Just completed a week at the GF villas after a 10 year stretch of no Disney. Great experience overall. We liked the convenience of the Monorail line to two parks and kids loved the pools. The one negative I would say is the distance from the Villas building to the dining and pool areas. It is basically the furthest building everything. With small children it would be nice to be closer. Now that we are planning our next stay (and looking into buying a contract as we borrowed family points for the stay) what other resorts should we consider.
In my mind the GF villas building is the closest building to the beach pool & splash area & the
DVC BPK building is the closest to the courtyard pool

. The spacious GF grounds are its greatest appeal IMO, but the result is the amenities are spread out. Of course, someone staying at what I think of as the long hall resorts like Kidani or BWV if they are assigned a villa in the far reaches of the hotel may have very long hikes to get to the amenities but their hike will be inside a building.
IME, a lot of Disney resorts involve a lot of walking, some are so big that they have internal bus service.
There are different ‘types’ of DVC resorts & each have pluses & minuses.
You have the original design w/ several buildings scattered over a large piece of land - OKW & later SSR. You likely don’t want one of those.
The one building w/ really long halls - BWV & AKV Kidani.
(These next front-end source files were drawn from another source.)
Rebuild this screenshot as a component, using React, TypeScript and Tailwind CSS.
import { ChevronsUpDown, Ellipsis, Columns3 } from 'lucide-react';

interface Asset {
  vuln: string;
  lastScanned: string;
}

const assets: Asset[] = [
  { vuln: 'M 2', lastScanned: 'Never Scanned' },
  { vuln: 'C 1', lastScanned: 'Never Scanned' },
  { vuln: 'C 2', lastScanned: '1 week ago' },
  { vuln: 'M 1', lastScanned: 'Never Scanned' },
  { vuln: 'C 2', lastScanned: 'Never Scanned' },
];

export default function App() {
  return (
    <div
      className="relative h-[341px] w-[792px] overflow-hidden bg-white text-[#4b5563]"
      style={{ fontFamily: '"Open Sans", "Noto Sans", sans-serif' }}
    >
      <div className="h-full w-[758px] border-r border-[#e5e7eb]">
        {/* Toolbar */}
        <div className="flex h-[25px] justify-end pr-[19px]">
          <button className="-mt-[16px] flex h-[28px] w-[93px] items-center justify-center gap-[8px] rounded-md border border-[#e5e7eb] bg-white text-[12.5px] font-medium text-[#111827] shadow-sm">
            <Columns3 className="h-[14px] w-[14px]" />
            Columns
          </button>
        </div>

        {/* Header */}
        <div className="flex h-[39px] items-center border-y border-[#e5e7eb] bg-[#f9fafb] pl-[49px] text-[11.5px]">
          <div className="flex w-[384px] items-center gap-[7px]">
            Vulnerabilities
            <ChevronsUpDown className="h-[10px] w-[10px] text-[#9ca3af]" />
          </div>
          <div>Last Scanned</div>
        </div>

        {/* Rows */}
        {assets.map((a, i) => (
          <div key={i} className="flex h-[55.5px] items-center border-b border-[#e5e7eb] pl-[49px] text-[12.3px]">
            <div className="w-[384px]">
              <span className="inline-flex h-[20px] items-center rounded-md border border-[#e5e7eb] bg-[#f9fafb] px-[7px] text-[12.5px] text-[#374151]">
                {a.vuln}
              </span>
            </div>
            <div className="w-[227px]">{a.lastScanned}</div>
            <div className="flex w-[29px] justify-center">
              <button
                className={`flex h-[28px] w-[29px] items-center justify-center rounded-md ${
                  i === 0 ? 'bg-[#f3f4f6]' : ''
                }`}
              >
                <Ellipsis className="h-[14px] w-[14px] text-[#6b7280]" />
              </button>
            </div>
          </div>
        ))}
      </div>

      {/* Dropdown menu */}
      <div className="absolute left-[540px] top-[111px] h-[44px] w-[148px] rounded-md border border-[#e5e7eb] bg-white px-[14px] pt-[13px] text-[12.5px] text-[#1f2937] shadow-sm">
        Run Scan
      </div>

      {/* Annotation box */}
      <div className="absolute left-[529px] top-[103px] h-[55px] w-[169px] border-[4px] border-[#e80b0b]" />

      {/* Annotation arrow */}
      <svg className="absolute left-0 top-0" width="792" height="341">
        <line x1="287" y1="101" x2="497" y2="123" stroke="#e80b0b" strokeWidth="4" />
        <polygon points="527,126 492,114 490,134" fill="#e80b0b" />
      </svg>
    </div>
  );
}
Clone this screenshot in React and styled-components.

Not sure these fit your criteria either.
The tuck it into wherever it fits on the grounds of an existing resort - BC, BRV, VGF villas building, Poly Tower. Maybe one of these work depending on where they were tucked in?
There’s the convert existing hotel rooms to DVC & maybe add point hungry bungalows or cabins - Poly, CCV, AKV Jambo, VGF BPK. The original Poly is all longhouses, CCV & Jambo are both pretty big buildings.
Finally there’s the towers - BLT, Riviera. BLT’s pool is unimpressive & for food/monorail you need to walk over to the contemporary. I’ve not stayed there, but Riviera sounds like it’s the most compact w/ amenities in situ, so it might work if you like the Skyliner. Personally, given the resale restrictions & relatively low prices Riviera commands on the resale market, I’d stay there to make sure it was ‘the one’ before I bought though.